▸ EXERCISE GOAL: From the entries below, gather every line containing the string "that".

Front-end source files

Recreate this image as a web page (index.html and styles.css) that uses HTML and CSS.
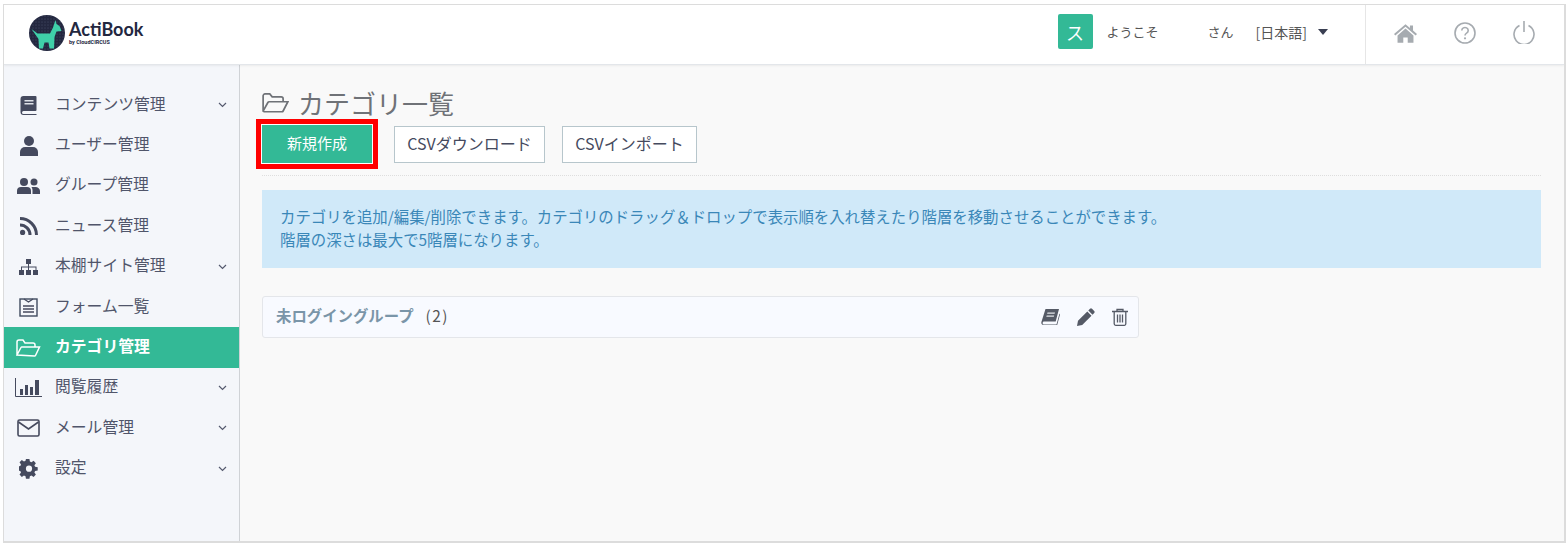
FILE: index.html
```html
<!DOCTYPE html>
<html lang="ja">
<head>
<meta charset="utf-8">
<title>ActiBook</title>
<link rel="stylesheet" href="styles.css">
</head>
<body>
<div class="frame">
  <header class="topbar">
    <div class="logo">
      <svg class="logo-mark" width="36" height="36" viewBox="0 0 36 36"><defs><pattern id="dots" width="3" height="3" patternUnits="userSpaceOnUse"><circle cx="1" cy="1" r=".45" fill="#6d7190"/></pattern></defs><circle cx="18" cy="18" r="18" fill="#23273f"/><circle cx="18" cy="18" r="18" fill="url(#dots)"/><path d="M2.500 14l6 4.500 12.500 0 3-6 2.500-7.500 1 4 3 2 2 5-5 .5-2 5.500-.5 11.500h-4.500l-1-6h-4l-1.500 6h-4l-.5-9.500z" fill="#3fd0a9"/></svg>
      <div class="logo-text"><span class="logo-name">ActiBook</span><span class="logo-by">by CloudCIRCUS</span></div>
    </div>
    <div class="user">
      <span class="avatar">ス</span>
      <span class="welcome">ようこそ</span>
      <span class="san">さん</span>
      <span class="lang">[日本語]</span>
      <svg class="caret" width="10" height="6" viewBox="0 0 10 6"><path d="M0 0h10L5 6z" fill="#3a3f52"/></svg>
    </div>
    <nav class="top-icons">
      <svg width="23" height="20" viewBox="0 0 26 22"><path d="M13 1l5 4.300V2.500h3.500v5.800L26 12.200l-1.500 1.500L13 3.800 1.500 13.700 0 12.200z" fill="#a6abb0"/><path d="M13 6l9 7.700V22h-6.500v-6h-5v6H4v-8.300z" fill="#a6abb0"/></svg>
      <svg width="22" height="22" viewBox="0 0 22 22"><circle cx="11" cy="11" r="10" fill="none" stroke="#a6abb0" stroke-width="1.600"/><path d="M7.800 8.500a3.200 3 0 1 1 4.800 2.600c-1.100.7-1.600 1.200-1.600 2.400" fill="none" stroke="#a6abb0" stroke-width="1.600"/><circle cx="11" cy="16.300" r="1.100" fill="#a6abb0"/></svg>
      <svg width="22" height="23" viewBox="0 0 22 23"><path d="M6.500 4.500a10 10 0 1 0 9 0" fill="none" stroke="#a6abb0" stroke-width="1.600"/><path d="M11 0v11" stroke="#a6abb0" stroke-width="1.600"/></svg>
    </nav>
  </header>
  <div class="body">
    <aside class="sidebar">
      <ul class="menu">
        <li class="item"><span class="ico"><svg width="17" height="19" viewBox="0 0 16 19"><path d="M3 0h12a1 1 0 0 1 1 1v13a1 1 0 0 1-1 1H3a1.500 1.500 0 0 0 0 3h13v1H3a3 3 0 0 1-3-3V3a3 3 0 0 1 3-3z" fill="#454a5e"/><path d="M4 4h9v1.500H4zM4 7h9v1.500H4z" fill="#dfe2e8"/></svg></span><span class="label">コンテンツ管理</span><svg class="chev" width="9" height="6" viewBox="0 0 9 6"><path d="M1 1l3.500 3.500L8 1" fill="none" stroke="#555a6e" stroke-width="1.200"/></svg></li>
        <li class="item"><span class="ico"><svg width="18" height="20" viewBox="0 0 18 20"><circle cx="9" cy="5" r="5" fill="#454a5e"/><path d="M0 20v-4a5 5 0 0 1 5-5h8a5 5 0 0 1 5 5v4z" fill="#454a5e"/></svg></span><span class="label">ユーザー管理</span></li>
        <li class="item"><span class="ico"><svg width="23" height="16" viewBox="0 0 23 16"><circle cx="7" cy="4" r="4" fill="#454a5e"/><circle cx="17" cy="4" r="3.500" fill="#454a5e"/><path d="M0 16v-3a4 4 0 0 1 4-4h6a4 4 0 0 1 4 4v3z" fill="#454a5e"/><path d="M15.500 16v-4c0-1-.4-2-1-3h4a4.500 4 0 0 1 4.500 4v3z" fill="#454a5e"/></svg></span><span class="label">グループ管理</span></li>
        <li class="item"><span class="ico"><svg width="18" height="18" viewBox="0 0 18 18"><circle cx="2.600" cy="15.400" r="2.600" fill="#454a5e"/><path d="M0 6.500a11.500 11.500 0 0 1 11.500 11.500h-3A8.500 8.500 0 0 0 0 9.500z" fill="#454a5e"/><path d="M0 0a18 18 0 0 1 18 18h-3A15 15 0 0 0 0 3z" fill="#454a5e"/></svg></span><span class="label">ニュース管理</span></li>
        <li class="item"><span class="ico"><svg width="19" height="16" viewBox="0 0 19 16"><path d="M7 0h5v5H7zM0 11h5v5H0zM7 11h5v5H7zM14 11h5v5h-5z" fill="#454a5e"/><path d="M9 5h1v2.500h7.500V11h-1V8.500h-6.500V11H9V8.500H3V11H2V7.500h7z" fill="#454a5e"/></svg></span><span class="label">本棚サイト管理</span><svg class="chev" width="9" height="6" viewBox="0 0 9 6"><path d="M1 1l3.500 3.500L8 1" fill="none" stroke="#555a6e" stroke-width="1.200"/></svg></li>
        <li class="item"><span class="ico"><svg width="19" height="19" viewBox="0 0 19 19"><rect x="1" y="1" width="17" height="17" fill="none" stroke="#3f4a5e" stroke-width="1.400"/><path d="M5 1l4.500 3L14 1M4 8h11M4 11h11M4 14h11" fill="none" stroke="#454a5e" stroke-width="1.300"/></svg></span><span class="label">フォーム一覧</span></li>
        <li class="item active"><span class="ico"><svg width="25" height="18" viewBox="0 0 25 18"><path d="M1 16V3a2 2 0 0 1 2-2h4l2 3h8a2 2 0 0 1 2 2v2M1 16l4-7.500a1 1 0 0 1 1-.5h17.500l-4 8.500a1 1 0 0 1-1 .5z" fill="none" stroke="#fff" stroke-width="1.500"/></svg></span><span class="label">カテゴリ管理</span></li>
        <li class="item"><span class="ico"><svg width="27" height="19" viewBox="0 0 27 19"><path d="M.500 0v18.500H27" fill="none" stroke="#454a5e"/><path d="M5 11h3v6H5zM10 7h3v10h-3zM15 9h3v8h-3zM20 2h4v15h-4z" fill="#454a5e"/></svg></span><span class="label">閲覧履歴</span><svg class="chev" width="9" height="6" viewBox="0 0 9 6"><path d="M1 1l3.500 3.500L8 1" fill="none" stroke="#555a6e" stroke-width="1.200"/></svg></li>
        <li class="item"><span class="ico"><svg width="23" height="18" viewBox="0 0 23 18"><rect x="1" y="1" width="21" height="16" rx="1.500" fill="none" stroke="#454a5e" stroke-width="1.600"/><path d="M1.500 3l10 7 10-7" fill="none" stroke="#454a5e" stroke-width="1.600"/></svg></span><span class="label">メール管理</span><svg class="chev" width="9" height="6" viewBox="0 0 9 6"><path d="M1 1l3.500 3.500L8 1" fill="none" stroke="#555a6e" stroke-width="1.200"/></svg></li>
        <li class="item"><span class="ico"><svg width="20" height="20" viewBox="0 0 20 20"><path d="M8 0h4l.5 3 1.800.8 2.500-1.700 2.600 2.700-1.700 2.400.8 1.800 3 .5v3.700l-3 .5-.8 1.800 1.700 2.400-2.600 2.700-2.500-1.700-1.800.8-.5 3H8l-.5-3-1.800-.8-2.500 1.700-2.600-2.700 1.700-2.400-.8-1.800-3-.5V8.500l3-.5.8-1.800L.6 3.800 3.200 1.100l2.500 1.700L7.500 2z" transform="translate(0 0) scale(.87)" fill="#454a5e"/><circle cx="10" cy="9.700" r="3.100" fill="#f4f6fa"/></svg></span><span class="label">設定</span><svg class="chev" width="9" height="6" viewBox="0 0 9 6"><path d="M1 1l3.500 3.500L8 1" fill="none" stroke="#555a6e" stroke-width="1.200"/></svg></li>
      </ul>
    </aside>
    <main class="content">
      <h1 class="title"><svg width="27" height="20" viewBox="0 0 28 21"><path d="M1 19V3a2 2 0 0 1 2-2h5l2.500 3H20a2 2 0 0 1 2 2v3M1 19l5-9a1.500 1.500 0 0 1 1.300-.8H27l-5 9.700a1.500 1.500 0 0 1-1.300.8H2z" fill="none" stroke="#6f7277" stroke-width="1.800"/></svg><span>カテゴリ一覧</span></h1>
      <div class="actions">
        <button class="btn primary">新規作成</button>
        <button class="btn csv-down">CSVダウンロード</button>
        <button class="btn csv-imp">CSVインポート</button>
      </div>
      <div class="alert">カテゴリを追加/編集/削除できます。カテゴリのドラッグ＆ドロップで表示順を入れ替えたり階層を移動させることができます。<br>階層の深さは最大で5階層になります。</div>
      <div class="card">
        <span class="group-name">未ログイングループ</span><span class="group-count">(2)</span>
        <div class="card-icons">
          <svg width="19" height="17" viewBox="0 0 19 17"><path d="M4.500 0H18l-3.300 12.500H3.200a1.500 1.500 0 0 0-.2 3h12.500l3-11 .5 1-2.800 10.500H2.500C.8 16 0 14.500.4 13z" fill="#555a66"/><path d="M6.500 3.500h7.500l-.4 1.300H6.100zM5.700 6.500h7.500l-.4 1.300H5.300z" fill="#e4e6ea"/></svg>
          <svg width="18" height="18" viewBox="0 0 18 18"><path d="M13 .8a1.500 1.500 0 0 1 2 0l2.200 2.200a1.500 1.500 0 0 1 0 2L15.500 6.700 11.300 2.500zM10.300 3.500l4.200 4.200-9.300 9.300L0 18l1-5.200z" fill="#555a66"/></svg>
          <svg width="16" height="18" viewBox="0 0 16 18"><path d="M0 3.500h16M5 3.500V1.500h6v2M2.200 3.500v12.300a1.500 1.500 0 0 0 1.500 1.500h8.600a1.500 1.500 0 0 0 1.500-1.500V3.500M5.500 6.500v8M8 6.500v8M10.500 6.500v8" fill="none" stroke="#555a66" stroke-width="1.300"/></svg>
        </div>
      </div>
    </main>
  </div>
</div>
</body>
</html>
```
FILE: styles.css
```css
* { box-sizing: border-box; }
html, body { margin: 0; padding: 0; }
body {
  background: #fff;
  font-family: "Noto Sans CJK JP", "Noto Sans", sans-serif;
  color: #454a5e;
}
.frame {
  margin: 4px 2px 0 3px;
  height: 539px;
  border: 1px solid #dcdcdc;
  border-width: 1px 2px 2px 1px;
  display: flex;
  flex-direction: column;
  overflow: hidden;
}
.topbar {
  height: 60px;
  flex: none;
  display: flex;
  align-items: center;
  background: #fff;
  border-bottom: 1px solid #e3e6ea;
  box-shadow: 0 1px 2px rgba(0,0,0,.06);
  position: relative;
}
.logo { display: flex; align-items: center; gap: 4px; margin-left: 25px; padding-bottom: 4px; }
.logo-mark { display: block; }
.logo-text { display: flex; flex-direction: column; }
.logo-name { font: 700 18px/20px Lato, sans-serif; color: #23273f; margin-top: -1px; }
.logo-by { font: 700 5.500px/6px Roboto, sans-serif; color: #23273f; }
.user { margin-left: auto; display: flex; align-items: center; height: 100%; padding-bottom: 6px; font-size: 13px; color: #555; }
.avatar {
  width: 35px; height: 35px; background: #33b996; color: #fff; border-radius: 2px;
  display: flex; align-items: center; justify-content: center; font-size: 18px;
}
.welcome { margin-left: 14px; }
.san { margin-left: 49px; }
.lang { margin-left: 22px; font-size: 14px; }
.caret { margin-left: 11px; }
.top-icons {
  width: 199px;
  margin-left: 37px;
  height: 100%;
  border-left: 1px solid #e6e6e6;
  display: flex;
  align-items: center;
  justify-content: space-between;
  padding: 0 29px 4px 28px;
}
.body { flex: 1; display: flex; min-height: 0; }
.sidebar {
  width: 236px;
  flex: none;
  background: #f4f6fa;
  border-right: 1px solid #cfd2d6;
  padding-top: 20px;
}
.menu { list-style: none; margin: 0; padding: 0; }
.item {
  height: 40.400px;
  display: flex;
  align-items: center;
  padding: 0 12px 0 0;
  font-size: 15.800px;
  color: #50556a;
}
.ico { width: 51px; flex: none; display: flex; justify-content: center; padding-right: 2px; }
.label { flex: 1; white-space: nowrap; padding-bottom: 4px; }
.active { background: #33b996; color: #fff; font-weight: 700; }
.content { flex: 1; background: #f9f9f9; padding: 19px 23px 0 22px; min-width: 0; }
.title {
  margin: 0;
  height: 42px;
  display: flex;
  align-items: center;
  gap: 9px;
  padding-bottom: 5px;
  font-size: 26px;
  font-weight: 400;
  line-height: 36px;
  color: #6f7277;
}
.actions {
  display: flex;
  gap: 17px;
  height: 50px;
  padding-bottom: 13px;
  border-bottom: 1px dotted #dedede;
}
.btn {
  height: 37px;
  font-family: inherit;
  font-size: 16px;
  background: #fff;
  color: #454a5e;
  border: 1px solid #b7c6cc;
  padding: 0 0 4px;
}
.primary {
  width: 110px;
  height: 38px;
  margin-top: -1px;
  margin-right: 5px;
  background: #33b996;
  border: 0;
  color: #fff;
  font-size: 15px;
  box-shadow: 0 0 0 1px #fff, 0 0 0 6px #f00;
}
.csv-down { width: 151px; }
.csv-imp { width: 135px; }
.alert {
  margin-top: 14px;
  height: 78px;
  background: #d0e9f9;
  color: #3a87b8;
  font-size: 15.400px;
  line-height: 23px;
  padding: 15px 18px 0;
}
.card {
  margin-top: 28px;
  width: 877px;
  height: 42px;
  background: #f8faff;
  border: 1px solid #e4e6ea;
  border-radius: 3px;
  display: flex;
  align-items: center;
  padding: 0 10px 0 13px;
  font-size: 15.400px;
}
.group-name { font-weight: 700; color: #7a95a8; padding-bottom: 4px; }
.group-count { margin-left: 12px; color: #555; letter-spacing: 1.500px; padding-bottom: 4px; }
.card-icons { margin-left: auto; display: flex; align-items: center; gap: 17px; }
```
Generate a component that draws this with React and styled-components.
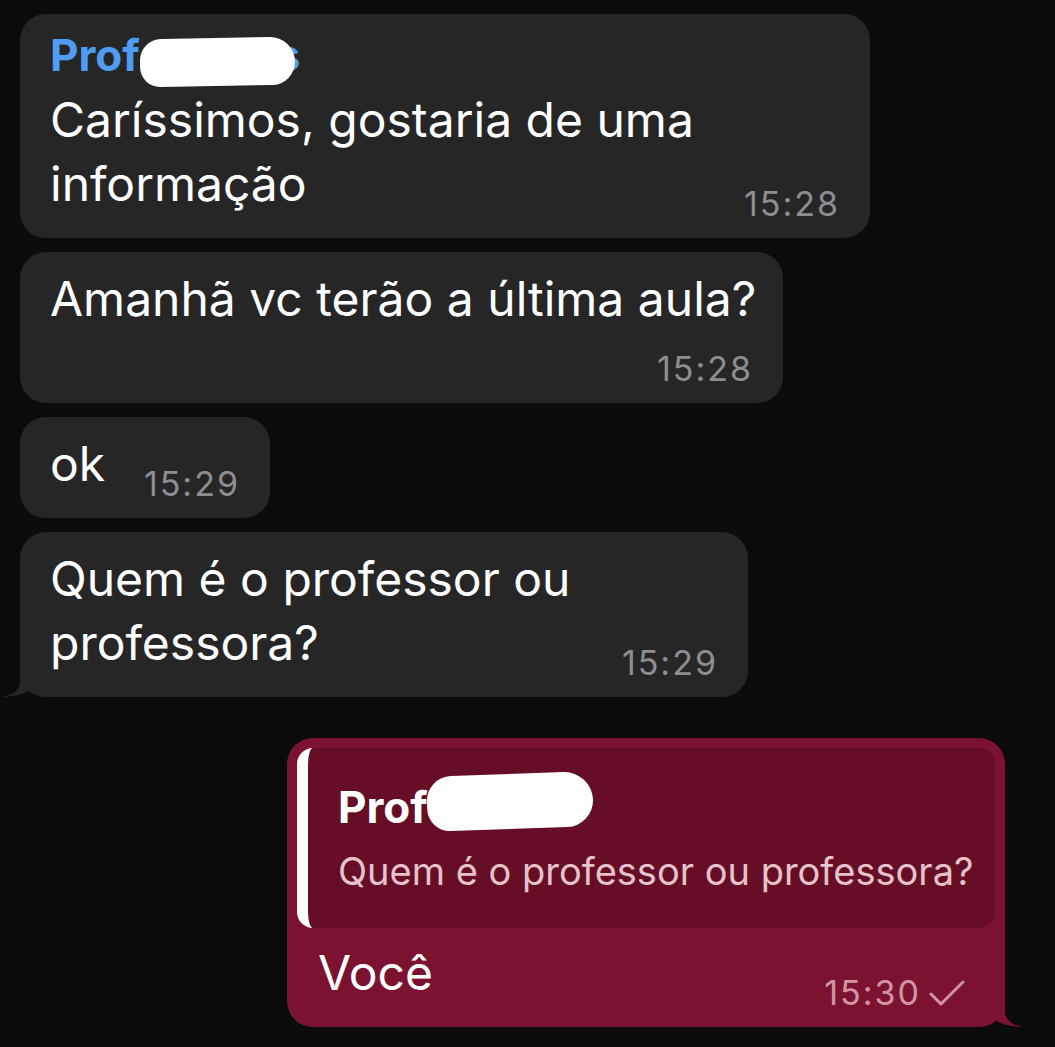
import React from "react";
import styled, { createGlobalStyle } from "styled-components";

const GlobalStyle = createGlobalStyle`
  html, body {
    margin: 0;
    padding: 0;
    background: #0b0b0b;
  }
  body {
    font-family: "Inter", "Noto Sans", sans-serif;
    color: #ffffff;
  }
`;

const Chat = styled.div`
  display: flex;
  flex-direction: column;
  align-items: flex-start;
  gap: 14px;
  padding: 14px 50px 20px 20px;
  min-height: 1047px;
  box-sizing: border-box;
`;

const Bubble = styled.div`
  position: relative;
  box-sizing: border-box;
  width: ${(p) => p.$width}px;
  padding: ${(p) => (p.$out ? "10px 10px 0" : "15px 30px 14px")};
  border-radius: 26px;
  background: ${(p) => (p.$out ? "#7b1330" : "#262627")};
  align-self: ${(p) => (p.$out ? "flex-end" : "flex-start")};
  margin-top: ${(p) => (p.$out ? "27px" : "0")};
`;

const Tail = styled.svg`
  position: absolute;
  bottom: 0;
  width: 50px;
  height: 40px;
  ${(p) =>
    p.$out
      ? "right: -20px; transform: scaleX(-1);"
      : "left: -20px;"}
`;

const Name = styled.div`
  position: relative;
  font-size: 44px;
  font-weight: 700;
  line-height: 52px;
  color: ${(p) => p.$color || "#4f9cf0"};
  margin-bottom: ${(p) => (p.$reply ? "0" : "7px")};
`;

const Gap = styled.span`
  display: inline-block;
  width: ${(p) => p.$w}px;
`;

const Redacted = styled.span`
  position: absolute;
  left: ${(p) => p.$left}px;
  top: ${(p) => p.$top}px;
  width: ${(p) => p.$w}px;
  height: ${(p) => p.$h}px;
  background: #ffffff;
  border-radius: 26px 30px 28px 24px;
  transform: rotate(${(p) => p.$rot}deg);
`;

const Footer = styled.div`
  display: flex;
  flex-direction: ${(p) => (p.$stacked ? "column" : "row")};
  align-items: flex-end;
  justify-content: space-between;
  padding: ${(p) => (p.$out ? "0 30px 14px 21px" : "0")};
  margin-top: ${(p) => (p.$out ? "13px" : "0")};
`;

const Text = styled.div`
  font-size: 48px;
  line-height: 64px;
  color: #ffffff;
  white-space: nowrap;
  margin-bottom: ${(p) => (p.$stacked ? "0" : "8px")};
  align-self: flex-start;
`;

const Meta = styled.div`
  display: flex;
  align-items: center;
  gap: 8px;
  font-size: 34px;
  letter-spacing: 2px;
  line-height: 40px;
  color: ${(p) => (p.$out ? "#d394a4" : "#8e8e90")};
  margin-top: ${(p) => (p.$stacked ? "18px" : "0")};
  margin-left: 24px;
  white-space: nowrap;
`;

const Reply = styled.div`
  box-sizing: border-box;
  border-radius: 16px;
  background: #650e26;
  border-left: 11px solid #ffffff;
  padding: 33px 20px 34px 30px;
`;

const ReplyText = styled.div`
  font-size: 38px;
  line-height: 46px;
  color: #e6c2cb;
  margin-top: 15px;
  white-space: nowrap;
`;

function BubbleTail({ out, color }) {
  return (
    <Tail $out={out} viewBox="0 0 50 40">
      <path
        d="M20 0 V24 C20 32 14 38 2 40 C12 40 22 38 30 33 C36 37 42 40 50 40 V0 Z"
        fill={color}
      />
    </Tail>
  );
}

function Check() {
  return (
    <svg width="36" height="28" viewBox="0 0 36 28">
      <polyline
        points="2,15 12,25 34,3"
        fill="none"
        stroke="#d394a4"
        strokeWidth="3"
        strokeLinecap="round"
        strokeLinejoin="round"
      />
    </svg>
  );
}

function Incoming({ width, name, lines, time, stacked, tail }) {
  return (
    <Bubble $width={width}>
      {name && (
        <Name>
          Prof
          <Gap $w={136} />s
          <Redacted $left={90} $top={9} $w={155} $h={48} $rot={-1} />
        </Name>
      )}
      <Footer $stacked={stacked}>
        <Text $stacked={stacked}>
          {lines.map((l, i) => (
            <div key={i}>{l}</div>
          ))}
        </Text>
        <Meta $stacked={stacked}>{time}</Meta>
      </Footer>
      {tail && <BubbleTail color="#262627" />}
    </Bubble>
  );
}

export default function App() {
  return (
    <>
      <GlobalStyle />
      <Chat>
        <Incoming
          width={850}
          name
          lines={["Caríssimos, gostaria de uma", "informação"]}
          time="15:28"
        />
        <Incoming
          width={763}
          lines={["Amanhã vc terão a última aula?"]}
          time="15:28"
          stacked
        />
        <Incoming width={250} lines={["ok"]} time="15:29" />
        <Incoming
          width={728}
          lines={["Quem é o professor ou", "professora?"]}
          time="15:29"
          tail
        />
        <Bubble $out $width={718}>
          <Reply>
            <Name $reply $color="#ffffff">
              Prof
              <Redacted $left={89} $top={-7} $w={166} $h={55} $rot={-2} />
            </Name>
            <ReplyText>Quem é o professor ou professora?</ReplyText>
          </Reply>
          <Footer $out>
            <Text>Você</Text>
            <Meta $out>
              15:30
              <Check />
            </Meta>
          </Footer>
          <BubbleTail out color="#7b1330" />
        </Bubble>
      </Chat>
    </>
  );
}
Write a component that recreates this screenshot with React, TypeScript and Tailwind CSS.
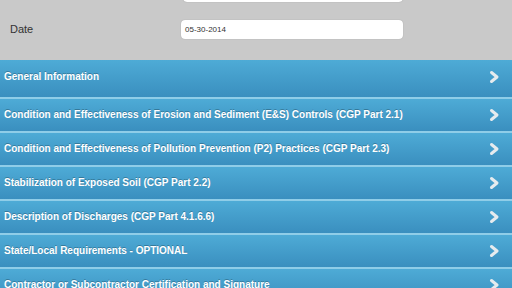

▸ RESPONSE TO THE EXERCISE:
Recreate this image as a web page (index.html and styles.css) that uses HTML and CSS.
Generate a component that draws this with React and styled-components.
Write a component that recreates this screenshot with React, TypeScript and Tailwind CSS.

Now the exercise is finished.